67. That is a fair question. Because it's not immediately obvious that the return on investment is all that high with these systems. Is it? Well, for starters, that is an economics research question. And we have really smart people to help answer these queations.
68. When you read papers by Dan McKenney, Denys Yemshanov, John Pedlar you will find sober realism re: what is achievable in managing invasive species. There are no magic bullets. Adaptation costs are high. Operational program planners must be ruthlessly judicious.
69. Even when it comes to entomological research - basic biology, sampling, and biological control. The focus is on what is important and what is realistically achievable.
70. Did you know that Krista Ryall and @CMacQuar save Canadian munipalities millions of dollars a year by developing emerald ash borer sampling protocols that are cost effective, and are a critical part of avoiding bad program/policy design?
71. They are too modest to self-promote. But from Winnipeg to Thunder Bay to Quebec City to Halifax, they have saved countless municipal forest managers millions of dollars and political embarrasment by showing them how to do a proper EAB risk evaluation.

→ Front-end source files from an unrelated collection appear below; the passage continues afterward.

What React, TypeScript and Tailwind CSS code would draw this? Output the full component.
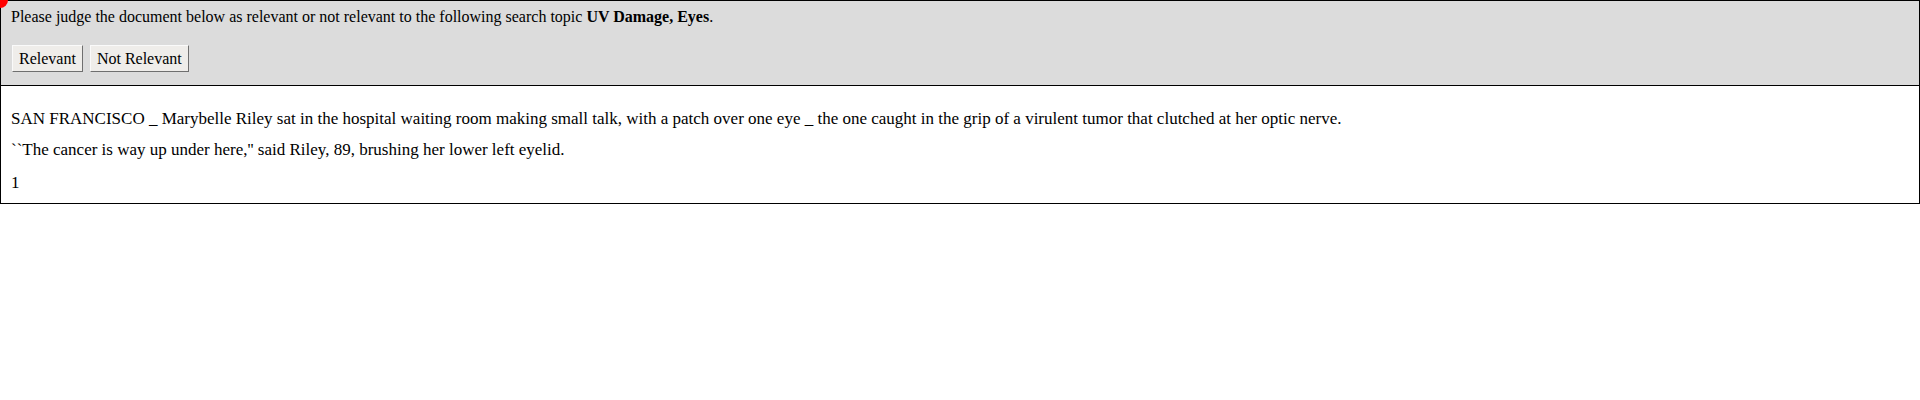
import React from 'react';

const JudgeButton: React.FC<{ label: string }> = ({ label }) => (
  <button
    type="button"
    className="h-[27px] px-[6px] bg-[#efedea] text-black text-[16px] leading-none border-[1.5px] border-t-[#fafafa] border-l-[#fafafa] border-b-[#6f6f6f] border-r-[#6f6f6f]"
  >
    {label}
  </button>
);

export default function App() {
  return (
    <div className="relative w-[1920px] min-h-[400px] bg-white text-black font-['Liberation_Serif',serif] text-[16px]">
      <div className="absolute -left-[8px] -top-[8px] w-[16px] h-[16px] rounded-full bg-[#ff0000]"></div>

      <div className="border border-black bg-[#dcdcdc] px-[10px] pt-[7px] h-[86px]">
        <p className="leading-[18px]">
          Please judge the document below as relevant or not relevant to the following search topic{' '}
          <b>UV Damage, Eyes</b>.
        </p>
        <div className="flex gap-[7px] mt-[19px] pl-[1px]">
          <JudgeButton label="Relevant" />
          <JudgeButton label="Not Relevant" />
        </div>
      </div>

      <div className="border border-t-0 border-black px-[10px] pt-[23px] pb-[8px] h-[118px] text-[17px]">
        <p className="leading-[19px]">
          SAN FRANCISCO _ Marybelle Riley sat in the hospital waiting room making small talk, with a patch over one eye _ the one caught in the grip of a virulent tumor that clutched at her optic nerve.
        </p>
        <p className="leading-[19px] mt-[12px]">
          ``The cancer is way up under here,'' said Riley, 89, brushing her lower left eyelid.
        </p>
        <p className="leading-[19px] mt-[14px]">1</p>
      </div>
    </div>
  );
}
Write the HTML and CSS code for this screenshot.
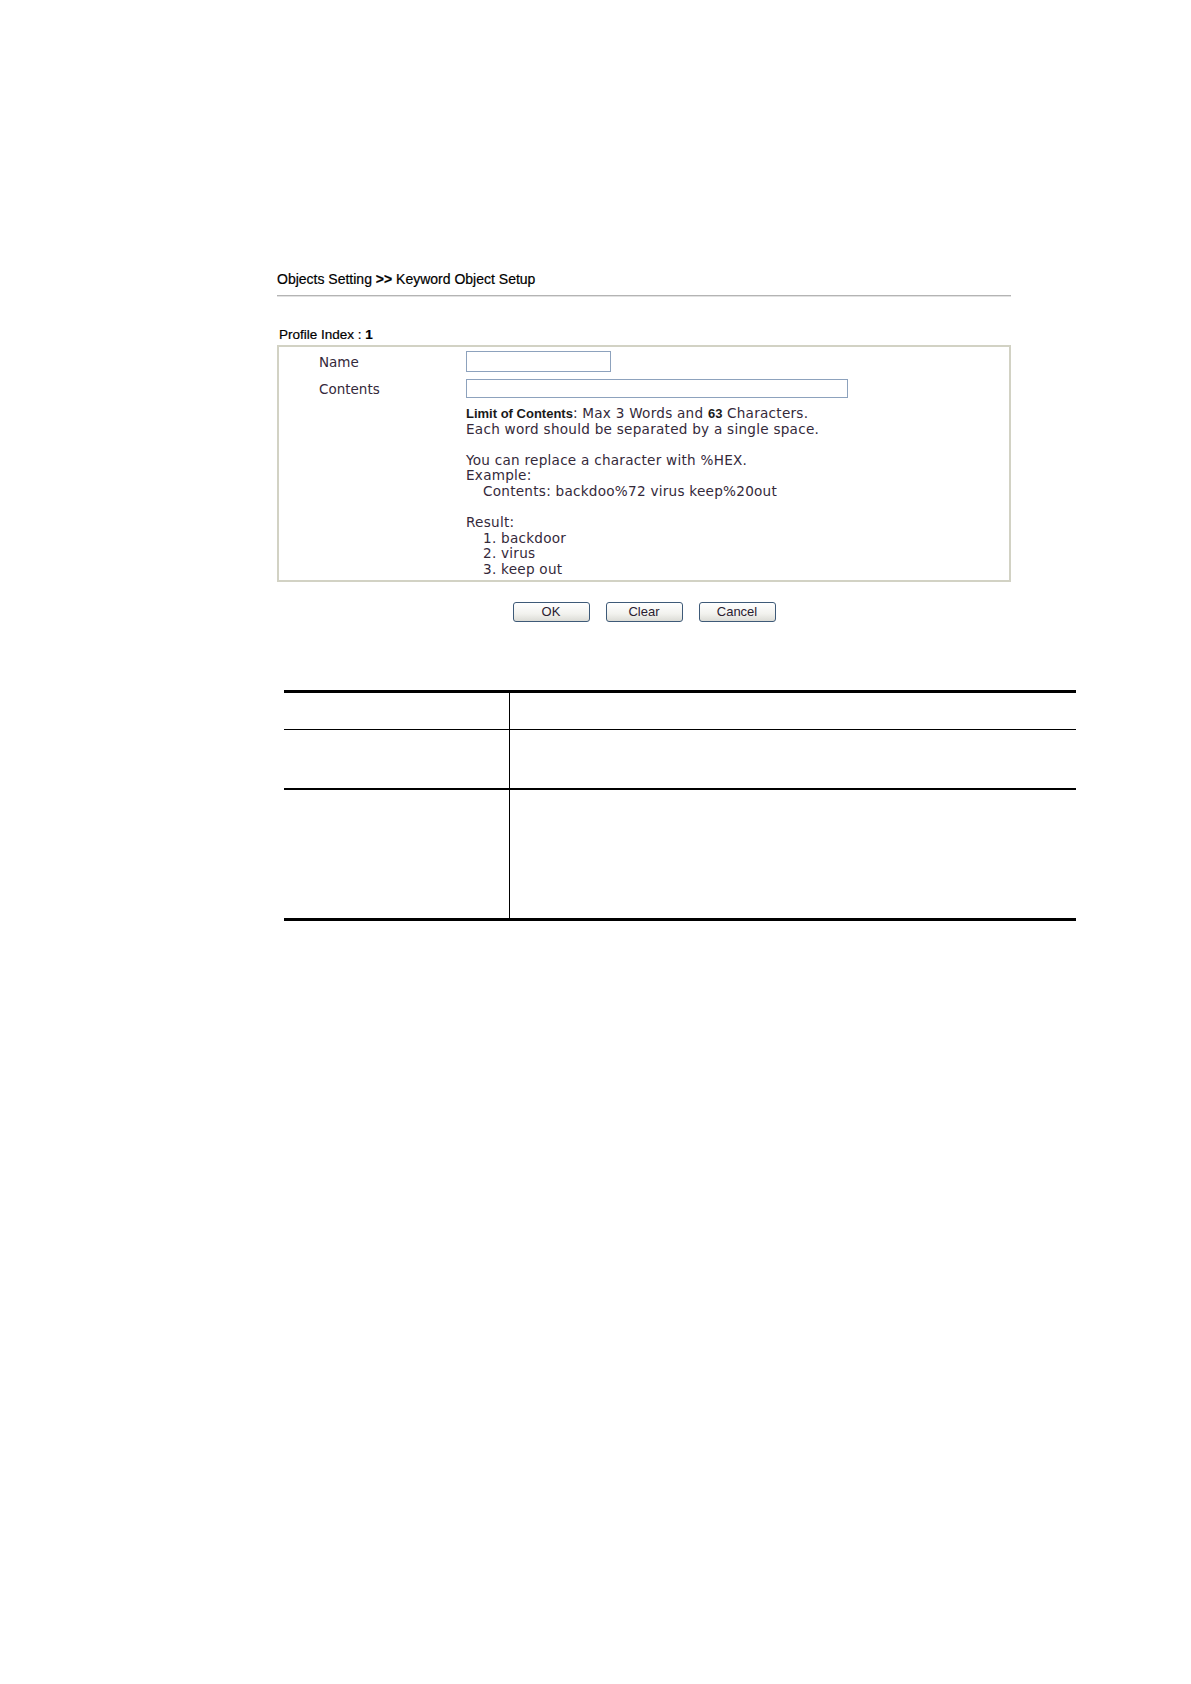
FILE: index.html
```html
<!DOCTYPE html>
<html>
<head>
<meta charset="utf-8">
<title>Keyword Object Setup</title>
<link rel="stylesheet" href="styles.css">
</head>
<body>
<div class="page">
  <div class="panel">
    <div class="title">Objects Setting <b>&gt;&gt;</b> Keyword Object Setup</div>
    <div class="rule"></div>
    <div class="profile">Profile Index : <b>1</b></div>
    <div class="box">
      <div class="row">
        <div class="label label-name">Name</div>
        <div class="field"><span class="input input-name"></span></div>
      </div>
      <div class="row row-contents">
        <div class="label">Contents</div>
        <div class="field">
          <span class="input input-contents"></span>
          <div class="help">
            <div><b class="strong">Limit of Contents</b>: Max 3 Words and <b class="strong">63</b> Characters.</div>
            <div>Each word should be separated by a single space.</div>
            <div class="blank"></div>
            <div>You can replace a character with %HEX.</div>
            <div>Example:</div>
            <div class="indent">Contents: backdoo%72 virus keep%20out</div>
            <div class="blank"></div>
            <div>Result:</div>
            <div class="indent">1. backdoor</div>
            <div class="indent">2. virus</div>
            <div class="indent">3. keep out</div>
          </div>
        </div>
      </div>
    </div>
    <div class="buttons">
      <span class="btn">OK</span>
      <span class="btn">Clear</span>
      <span class="btn">Cancel</span>
    </div>
  </div>
  <div class="doc-table">
    <div class="trow trow-1"><div class="c1"></div><div class="c2"></div></div>
    <div class="trow trow-2"><div class="c1"></div><div class="c2"></div></div>
    <div class="trow trow-3"><div class="c1"></div><div class="c2"></div></div>
  </div>
</div>
</body>
</html>
```
FILE: styles.css
```css
html, body {
  margin: 0;
  padding: 0;
  background: #ffffff;
}
.page {
  width: 1191px;
  padding-top: 271px;
  box-sizing: border-box;
}
.panel {
  margin-left: 277px;
  width: 734px;
}
.title {
  font-family: "Liberation Sans", Arial, sans-serif;
  font-size: 14px;
  line-height: 16px;
  height: 16px;
  color: #000;
  white-space: nowrap;
  -webkit-text-stroke: 0.2px #000;
}
.title b {
  font-weight: bold;
}
.rule {
  margin-top: 8px;
  height: 0;
  border-top: 1px solid #b4b4b4;
  border-bottom: 1px solid #e2e2e2;
}
.profile {
  margin-top: 30px;
  padding-left: 2px;
  font-family: "Liberation Sans", Arial, sans-serif;
  font-size: 13.5px;
  line-height: 16px;
  height: 16px;
  color: #000;
  -webkit-text-stroke: 0.2px #000;
}
.box {
  margin-top: 2px;
  border: 2px solid #d2d2c4;
  padding: 4px 0 2px 40px;
  font-family: "DejaVu Sans", Verdana, sans-serif;
  color: #34293a;
}
.row {
  display: grid;
  grid-template-columns: 147px 1fr;
  align-items: start;
}
.row-contents {
  margin-top: 7px;
}
.label {
  font-size: 13.5px;
  line-height: 20px;
}
.label-name {
  padding-top: 1px;
}
.input {
  display: block;
  box-sizing: border-box;
  border: 1px solid #8da2bd;
  background: #fff;
  height: 20px;
}
.input-name {
  width: 145px;
  height: 21px;
}
.input-contents {
  width: 382px;
  height: 19px;
}
.help {
  margin-top: 8px;
  font-size: 13.6px;
  line-height: 15.6px;
  letter-spacing: 0.25px;
}
.help .blank {
  height: 15.6px;
}
.help .indent {
  padding-left: 17px;
}
.strong {
  font-family: "Liberation Sans", Arial, sans-serif;
  font-weight: bold;
  font-size: 13px;
  letter-spacing: 0;
  color: #1a1a1a;
}
.buttons {
  margin-top: 20px;
  display: flex;
  justify-content: center;
  gap: 16px;
}
.btn {
  box-sizing: border-box;
  width: 77px;
  height: 20px;
  border: 1px solid #3e5a78;
  border-radius: 3px;
  background: linear-gradient(#ffffff, #f2f2ee 60%, #dcdcd6);
  font-family: "Liberation Sans", Arial, sans-serif;
  font-size: 13px;
  line-height: 18px;
  text-align: center;
  color: #2a2030;
}
.doc-table {
  margin-top: 68px;
  margin-left: 284px;
  width: 792px;
  border-top: 3px solid #000;
  border-bottom: 3px solid #000;
}
.trow {
  display: grid;
  grid-template-columns: 226px 1fr;
}
.trow .c1 {
  border-right: 1px solid #000;
}
.trow-1 {
  height: 36px;
  border-bottom: 1px solid #000;
}
.trow-2 {
  height: 58px;
  border-bottom: 2px solid #000;
}
.trow-3 {
  height: 128px;
}
```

72. Why do we not just roll out the welcome mat to invaders? Basically because Canadian provinces and municipalities have told us again and again, they just don't want that. They want us to do the best we can mitigating damage while keeping costs low & adapting where necessary.
73. A sub-theme: not once have I criticized current government policy. The government is doing everything it feels it's politically able to do given the political landscape. I do not envy their jobs, being asked to strike a balance between starkly opposing forces.
74. Satellite sensors such as LANDSAT yield only *crude* pictures of forest conditions. Honest remote sensing scientists will tell you this straight up. People I trust include @mikewulder and his team, @MGeosci and Phil Townsend, Ron Hall, and Guillermo Castilla.
75. I am keen on drones and new hyperspectral sensors that can help fill in the data gaps to provide a complete picture of forest conditions, but they are crude enough that they need to be continually calibrated against ground observations by real foresters. Good RSers know this!
76. So next time you science journalists want to talk about greening planet, contact people in this thread. Try to get both sides of any storyline. Talk to NASA. They put dudes on the moon. They know what dead trees look like.
77. Misquoting a NASA-authored paper is not "talking to NASA". It's misappropriation. If you're an aged person of means and power, you don't get to play climate troll.
78. The precise reason why CFS science in 2015 was *new* news is because of the new browning. The greening of the 1970s-90s was the new news back in the early 2000s. Today, it's *old* news.
79. Professor Myneni, who led that 2016 NCC paper out of Boston U is credible - a far more accomplished scientist than myself. However he is also part of the IPCC consensus. 😊 But no appeal to authority changes the data. The greening is slowing. The browning is accelerating.
80. Old news: these data stop in 2009.
81. Like I say above, our first signs of decline started emerging in the summer of 2009. By 2013 they were frightening. By 2015 I was alarmed. Now, in 2018, I am gripped with anxiety.

82. Here is what CFS was saying in 2013: "decline", "tree-killing drought", "great uncertainty".
83. 2018 paper. Kevin Timoney, Peter Lee and Ross Wein claim a 26% reduction in live treed area across tundra 1955-2006:
84. Why won't people cite Canadian researchers knowledgeable about Canadian landscape, who care deeply about Canadian policy context, including what this could mean for FNs? What's wrong with indigenous research, produced locally, for local consumption? Is it inconvenient?